56. Exclusively...
Leonis C. Malburg abruptly retired on June 8 from his seat on the Vernon city council. A fact unremarkable in itself. Elected officials resign all the time. And some of them, like Malburg, resign without explanation, without a whisper or a rumor. But Malburg had been a city council member for 53 years. Until last month, Malburg had been mayor of Vernon since 1974. His grandfather had founded the city in1905 and on his death had turned it over to his grandson.Malburg's departure has more in common with the passing of the Doge of Venice or a Russian tsar than the regular processes of civic life.
Former Council Member Malburg's colleagues were, until a few months ago, four old men like himself who earned gold lapel pins for their decades of elected service. In nearly all of the election years during those decades, they all had run unopposed.
Vernon Council Member Thomas Ybarra retired in January, after more than 40 years on the city council. The remaining council members appointed Richard J. Maisano to fill the vacant seat. Succession to the Vernon City Council is typically through appointment rather than by election, much like being elevated to the College of Cardinals. Maisano's sketchy biography in the city newsletter refers to him as a "business owner" without further attribution.
Maisano is invisible on the web, except as a Vernon city council member.
The four surviving members of the city council, including the newly appointed Council Member Maisano, will probably appoint a replacement to fill Malburg's unexpired term. A special election is another possibility, but unlikely.
That's because there are less than 90 potential voters in Vernon, a city that proudly and repeatedly calls itself "exclusively industrial." There is only one single-family, owner-occupied home in Vernon (according to the 2000 census). Nearly everyone else lives in rent-subsidized housing provided by the city. Nearly everyone works for the city, too.
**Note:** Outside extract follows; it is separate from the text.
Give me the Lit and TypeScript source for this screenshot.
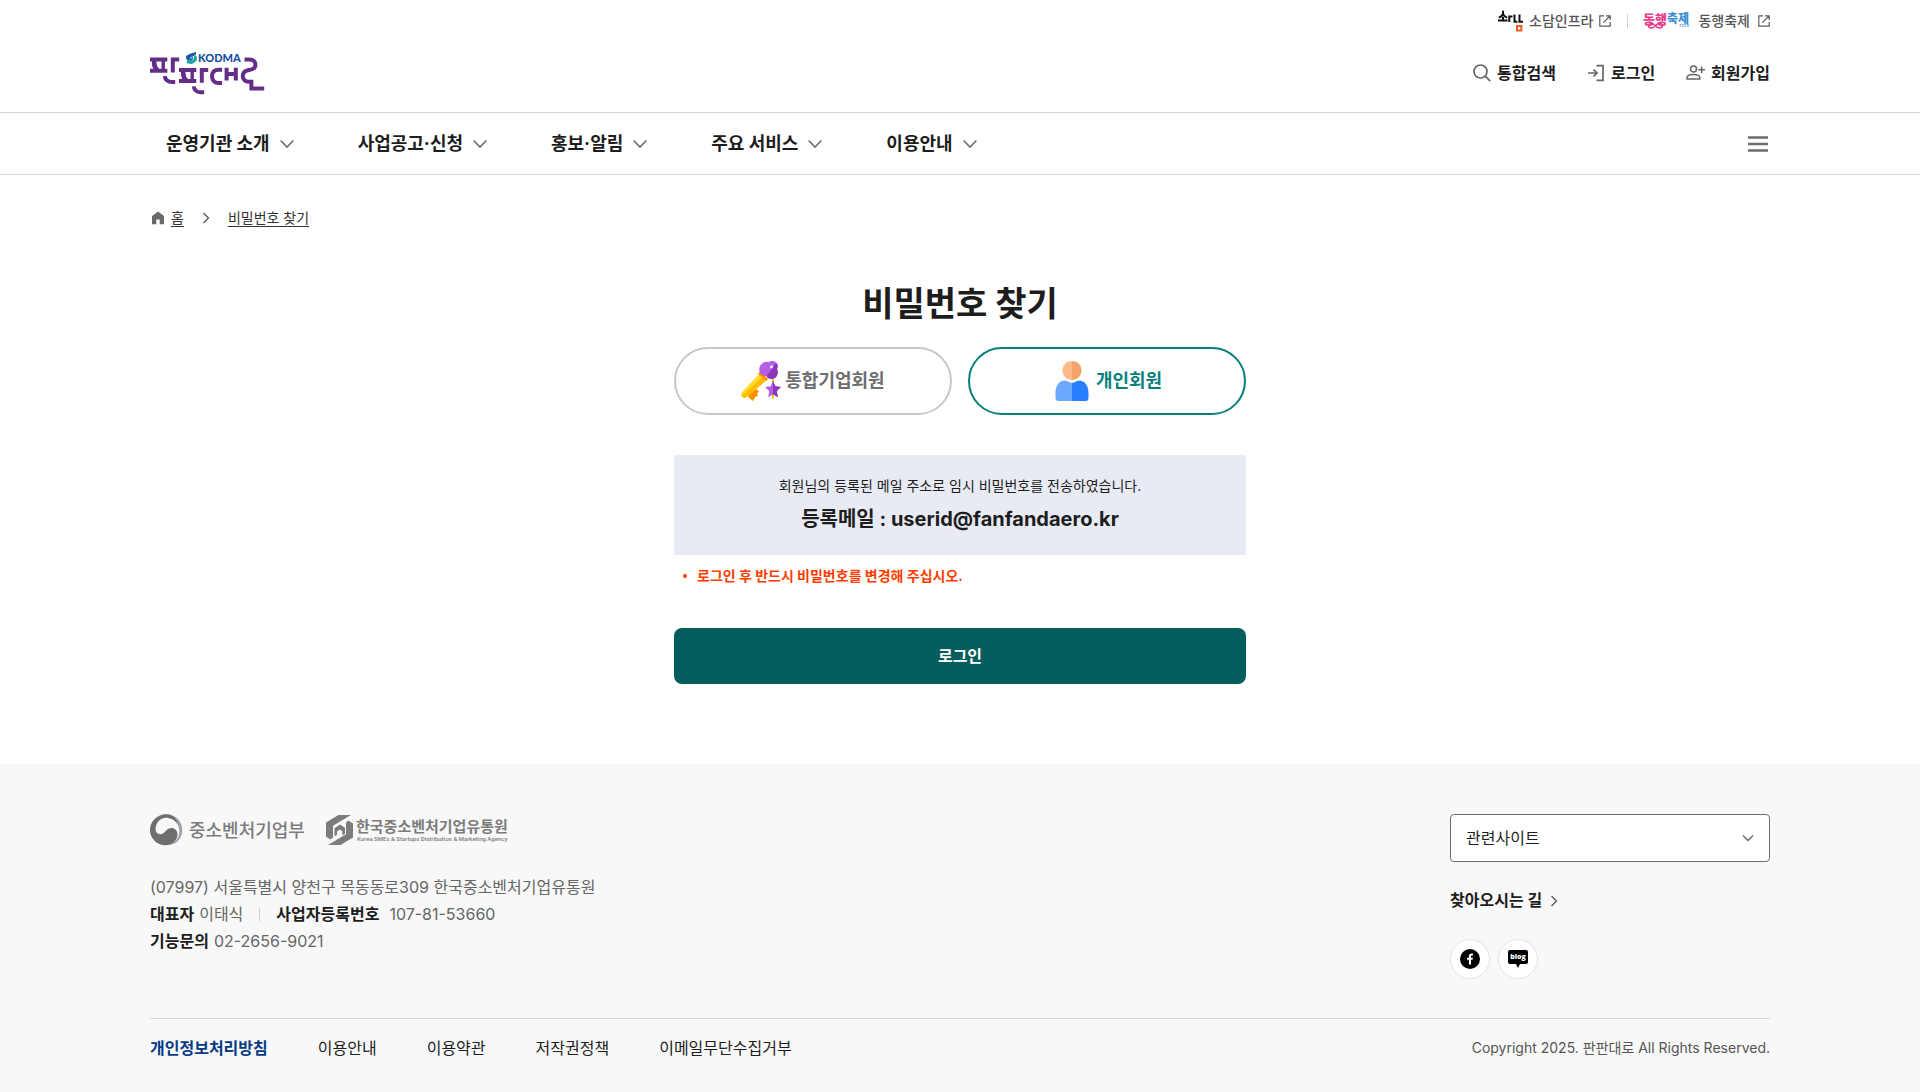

You can see where this is going, can't you? Criminal and civil charges relating to his service on the city council have been filed by the county prosecutor against Malburg, his elderly wife, and son. The case will be tried soon. The Vernon city council is suing Malburg for $1.5 million in legal fees the city paid to defend him against those charges. Malburg's son is already in prison on a separate guilty of plea of child molestation, according to a recent story in the Times.
Bruce V. Malkenhorst, former city manager of Vernon, also is facing trial on charges of misappropriating city funds to cover his personal expenses, The charges followed an investigation that goes back to 2004.
When Malkenhorst abruptly retired in 2005, the Vernon city council appointed his son to most of his father's many job titles, including that of city clerk. The younger Malkenhorst left in 2007. It may have been abruptly, like so much else in Vernon's recent political life, but his tenure in Vernon is mostly invisible, too. Except for his efforts as city clerk to suspend the results of an election that the Vernon city council feared was actually contested. When the city was forced, months after the election, to count the 68 ballots cast, the relief in Vernon was palpable. The closed Vernon system had worked. All the incumbents had been re-elected.